The task
Pictures are not part of the copy; repeat everything else in the records exactly.

[Records with interface code]
---

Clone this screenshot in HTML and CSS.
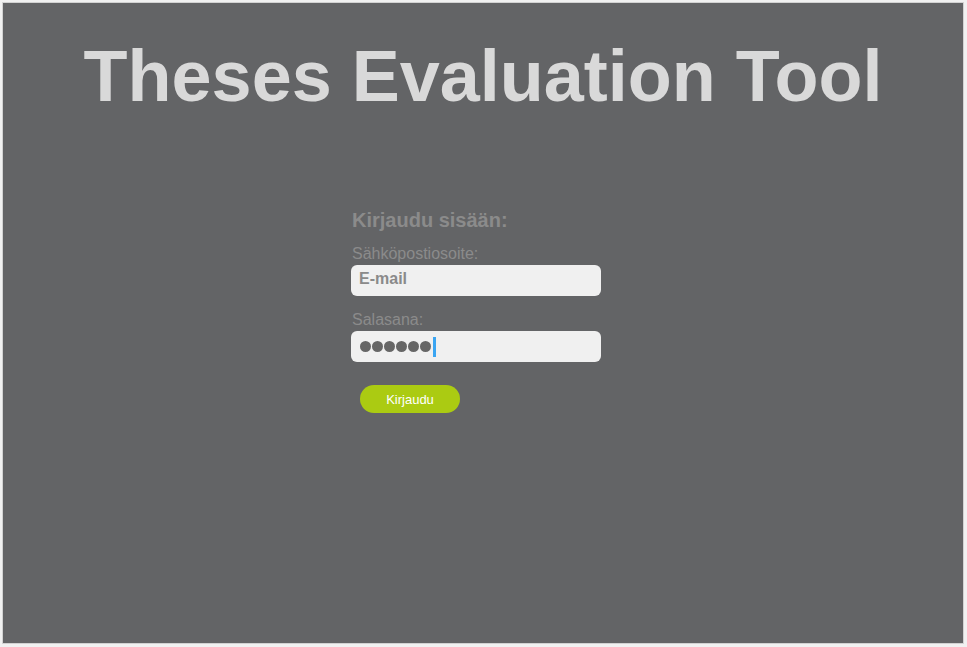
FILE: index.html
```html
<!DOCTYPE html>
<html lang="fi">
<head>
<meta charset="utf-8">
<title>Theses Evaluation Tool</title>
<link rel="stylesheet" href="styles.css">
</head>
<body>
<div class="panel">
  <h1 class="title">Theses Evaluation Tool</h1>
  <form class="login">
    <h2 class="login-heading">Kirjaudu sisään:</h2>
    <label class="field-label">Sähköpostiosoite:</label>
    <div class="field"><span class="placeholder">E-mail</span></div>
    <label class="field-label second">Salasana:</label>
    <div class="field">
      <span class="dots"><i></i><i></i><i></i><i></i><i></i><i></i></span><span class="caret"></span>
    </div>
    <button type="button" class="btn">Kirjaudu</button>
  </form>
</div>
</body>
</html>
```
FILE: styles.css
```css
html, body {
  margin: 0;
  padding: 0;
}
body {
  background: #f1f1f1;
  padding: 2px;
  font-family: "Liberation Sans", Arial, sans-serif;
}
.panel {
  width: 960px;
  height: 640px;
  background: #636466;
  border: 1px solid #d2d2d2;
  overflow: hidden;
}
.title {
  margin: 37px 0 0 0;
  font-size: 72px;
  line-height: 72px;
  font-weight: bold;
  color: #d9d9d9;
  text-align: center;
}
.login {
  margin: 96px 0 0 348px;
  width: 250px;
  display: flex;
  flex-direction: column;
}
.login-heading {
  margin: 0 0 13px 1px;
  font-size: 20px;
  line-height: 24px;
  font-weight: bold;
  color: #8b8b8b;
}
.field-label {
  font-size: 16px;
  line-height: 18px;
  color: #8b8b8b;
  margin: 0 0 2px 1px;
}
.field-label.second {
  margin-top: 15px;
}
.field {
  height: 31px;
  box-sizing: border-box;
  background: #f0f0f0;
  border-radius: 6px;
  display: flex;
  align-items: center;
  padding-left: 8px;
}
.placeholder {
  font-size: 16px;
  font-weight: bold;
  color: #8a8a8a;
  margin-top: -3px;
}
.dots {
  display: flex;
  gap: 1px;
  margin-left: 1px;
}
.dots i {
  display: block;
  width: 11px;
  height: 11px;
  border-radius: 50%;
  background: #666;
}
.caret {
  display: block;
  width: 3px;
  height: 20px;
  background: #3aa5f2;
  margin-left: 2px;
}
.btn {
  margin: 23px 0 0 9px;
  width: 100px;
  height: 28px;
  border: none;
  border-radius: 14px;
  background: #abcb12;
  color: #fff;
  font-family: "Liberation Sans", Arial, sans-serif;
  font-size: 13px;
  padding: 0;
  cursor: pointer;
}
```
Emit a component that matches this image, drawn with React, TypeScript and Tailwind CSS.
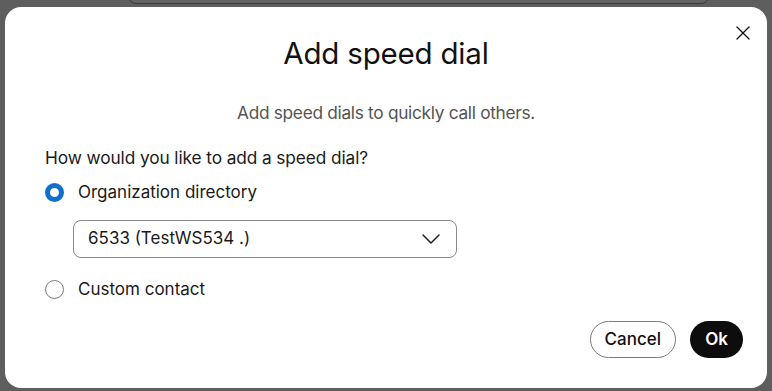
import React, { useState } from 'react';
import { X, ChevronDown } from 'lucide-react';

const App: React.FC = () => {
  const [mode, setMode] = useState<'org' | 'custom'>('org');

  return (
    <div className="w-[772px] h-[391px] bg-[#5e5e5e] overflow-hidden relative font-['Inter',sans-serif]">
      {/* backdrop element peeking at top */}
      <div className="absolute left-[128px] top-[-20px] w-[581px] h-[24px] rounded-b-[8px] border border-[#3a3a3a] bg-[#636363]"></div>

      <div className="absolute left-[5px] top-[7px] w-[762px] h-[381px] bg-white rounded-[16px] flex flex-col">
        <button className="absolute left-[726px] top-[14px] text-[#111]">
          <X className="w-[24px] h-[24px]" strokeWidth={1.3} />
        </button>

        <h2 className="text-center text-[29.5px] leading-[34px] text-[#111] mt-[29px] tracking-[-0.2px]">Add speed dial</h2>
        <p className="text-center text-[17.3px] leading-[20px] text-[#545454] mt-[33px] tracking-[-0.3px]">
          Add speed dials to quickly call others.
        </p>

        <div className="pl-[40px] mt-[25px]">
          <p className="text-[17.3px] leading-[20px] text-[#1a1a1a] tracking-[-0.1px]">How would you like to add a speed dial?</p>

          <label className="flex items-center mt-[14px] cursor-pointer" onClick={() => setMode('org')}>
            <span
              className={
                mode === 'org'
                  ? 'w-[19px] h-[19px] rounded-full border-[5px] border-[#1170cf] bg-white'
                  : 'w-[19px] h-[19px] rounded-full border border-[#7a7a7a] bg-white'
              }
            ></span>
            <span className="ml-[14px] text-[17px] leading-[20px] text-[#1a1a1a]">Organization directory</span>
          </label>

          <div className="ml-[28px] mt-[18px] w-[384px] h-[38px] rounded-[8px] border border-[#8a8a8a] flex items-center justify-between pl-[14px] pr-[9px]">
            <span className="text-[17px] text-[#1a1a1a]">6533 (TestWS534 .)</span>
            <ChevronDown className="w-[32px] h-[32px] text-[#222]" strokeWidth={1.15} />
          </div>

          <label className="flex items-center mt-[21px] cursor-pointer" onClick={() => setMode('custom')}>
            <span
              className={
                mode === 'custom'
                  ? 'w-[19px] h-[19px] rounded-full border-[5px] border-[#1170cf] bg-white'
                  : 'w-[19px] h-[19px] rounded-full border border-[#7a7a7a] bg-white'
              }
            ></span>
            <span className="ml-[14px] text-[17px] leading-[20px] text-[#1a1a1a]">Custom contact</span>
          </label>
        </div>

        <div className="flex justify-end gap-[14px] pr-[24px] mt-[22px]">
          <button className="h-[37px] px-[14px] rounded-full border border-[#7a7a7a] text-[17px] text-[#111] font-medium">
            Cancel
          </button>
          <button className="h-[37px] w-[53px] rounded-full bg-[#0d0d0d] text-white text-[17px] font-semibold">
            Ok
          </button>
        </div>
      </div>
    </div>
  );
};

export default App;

---

Full answer
Clone this screenshot in HTML and CSS.
FILE: index.html
```html
<!DOCTYPE html>
<html lang="fi">
<head>
<meta charset="utf-8">
<title>Theses Evaluation Tool</title>
<link rel="stylesheet" href="styles.css">
</head>
<body>
<div class="panel">
  <h1 class="title">Theses Evaluation Tool</h1>
  <form class="login">
    <h2 class="login-heading">Kirjaudu sisään:</h2>
    <label class="field-label">Sähköpostiosoite:</label>
    <div class="field"><span class="placeholder">E-mail</span></div>
    <label class="field-label second">Salasana:</label>
    <div class="field">
      <span class="dots"><i></i><i></i><i></i><i></i><i></i><i></i></span><span class="caret"></span>
    </div>
    <button type="button" class="btn">Kirjaudu</button>
  </form>
</div>
</body>
</html>
```
FILE: styles.css
```css
html, body {
  margin: 0;
  padding: 0;
}
body {
  background: #f1f1f1;
  padding: 2px;
  font-family: "Liberation Sans", Arial, sans-serif;
}
.panel {
  width: 960px;
  height: 640px;
  background: #636466;
  border: 1px solid #d2d2d2;
  overflow: hidden;
}
.title {
  margin: 37px 0 0 0;
  font-size: 72px;
  line-height: 72px;
  font-weight: bold;
  color: #d9d9d9;
  text-align: center;
}
.login {
  margin: 96px 0 0 348px;
  width: 250px;
  display: flex;
  flex-direction: column;
}
.login-heading {
  margin: 0 0 13px 1px;
  font-size: 20px;
  line-height: 24px;
  font-weight: bold;
  color: #8b8b8b;
}
.field-label {
  font-size: 16px;
  line-height: 18px;
  color: #8b8b8b;
  margin: 0 0 2px 1px;
}
.field-label.second {
  margin-top: 15px;
}
.field {
  height: 31px;
  box-sizing: border-box;
  background: #f0f0f0;
  border-radius: 6px;
  display: flex;
  align-items: center;
  padding-left: 8px;
}
.placeholder {
  font-size: 16px;
  font-weight: bold;
  color: #8a8a8a;
  margin-top: -3px;
}
.dots {
  display: flex;
  gap: 1px;
  margin-left: 1px;
}
.dots i {
  display: block;
  width: 11px;
  height: 11px;
  border-radius: 50%;
  background: #666;
}
.caret {
  display: block;
  width: 3px;
  height: 20px;
  background: #3aa5f2;
  margin-left: 2px;
}
.btn {
  margin: 23px 0 0 9px;
  width: 100px;
  height: 28px;
  border: none;
  border-radius: 14px;
  background: #abcb12;
  color: #fff;
  font-family: "Liberation Sans", Arial, sans-serif;
  font-size: 13px;
  padding: 0;
  cursor: pointer;
}
```
Emit a component that matches this image, drawn with React, TypeScript and Tailwind CSS.
import React, { useState } from 'react';
import { X, ChevronDown } from 'lucide-react';

const App: React.FC = () => {
  const [mode, setMode] = useState<'org' | 'custom'>('org');

  return (
    <div className="w-[772px] h-[391px] bg-[#5e5e5e] overflow-hidden relative font-['Inter',sans-serif]">
      {/* backdrop element peeking at top */}
      <div className="absolute left-[128px] top-[-20px] w-[581px] h-[24px] rounded-b-[8px] border border-[#3a3a3a] bg-[#636363]"></div>

      <div className="absolute left-[5px] top-[7px] w-[762px] h-[381px] bg-white rounded-[16px] flex flex-col">
        <button className="absolute left-[726px] top-[14px] text-[#111]">
          <X className="w-[24px] h-[24px]" strokeWidth={1.3} />
        </button>

        <h2 className="text-center text-[29.5px] leading-[34px] text-[#111] mt-[29px] tracking-[-0.2px]">Add speed dial</h2>
        <p className="text-center text-[17.3px] leading-[20px] text-[#545454] mt-[33px] tracking-[-0.3px]">
          Add speed dials to quickly call others.
        </p>

        <div className="pl-[40px] mt-[25px]">
          <p className="text-[17.3px] leading-[20px] text-[#1a1a1a] tracking-[-0.1px]">How would you like to add a speed dial?</p>

          <label className="flex items-center mt-[14px] cursor-pointer" onClick={() => setMode('org')}>
            <span
              className={
                mode === 'org'
                  ? 'w-[19px] h-[19px] rounded-full border-[5px] border-[#1170cf] bg-white'
                  : 'w-[19px] h-[19px] rounded-full border border-[#7a7a7a] bg-white'
              }
            ></span>
            <span className="ml-[14px] text-[17px] leading-[20px] text-[#1a1a1a]">Organization directory</span>
          </label>

          <div className="ml-[28px] mt-[18px] w-[384px] h-[38px] rounded-[8px] border border-[#8a8a8a] flex items-center justify-between pl-[14px] pr-[9px]">
            <span className="text-[17px] text-[#1a1a1a]">6533 (TestWS534 .)</span>
            <ChevronDown className="w-[32px] h-[32px] text-[#222]" strokeWidth={1.15} />
          </div>

          <label className="flex items-center mt-[21px] cursor-pointer" onClick={() => setMode('custom')}>
            <span
              className={
                mode === 'custom'
                  ? 'w-[19px] h-[19px] rounded-full border-[5px] border-[#1170cf] bg-white'
                  : 'w-[19px] h-[19px] rounded-full border border-[#7a7a7a] bg-white'
              }
            ></span>
            <span className="ml-[14px] text-[17px] leading-[20px] text-[#1a1a1a]">Custom contact</span>
          </label>
        </div>

        <div className="flex justify-end gap-[14px] pr-[24px] mt-[22px]">
          <button className="h-[37px] px-[14px] rounded-full border border-[#7a7a7a] text-[17px] text-[#111] font-medium">
            Cancel
          </button>
          <button className="h-[37px] w-[53px] rounded-full bg-[#0d0d0d] text-white text-[17px] font-semibold">
            Ok
          </button>
        </div>
      </div>
    </div>
  );
};

export default App;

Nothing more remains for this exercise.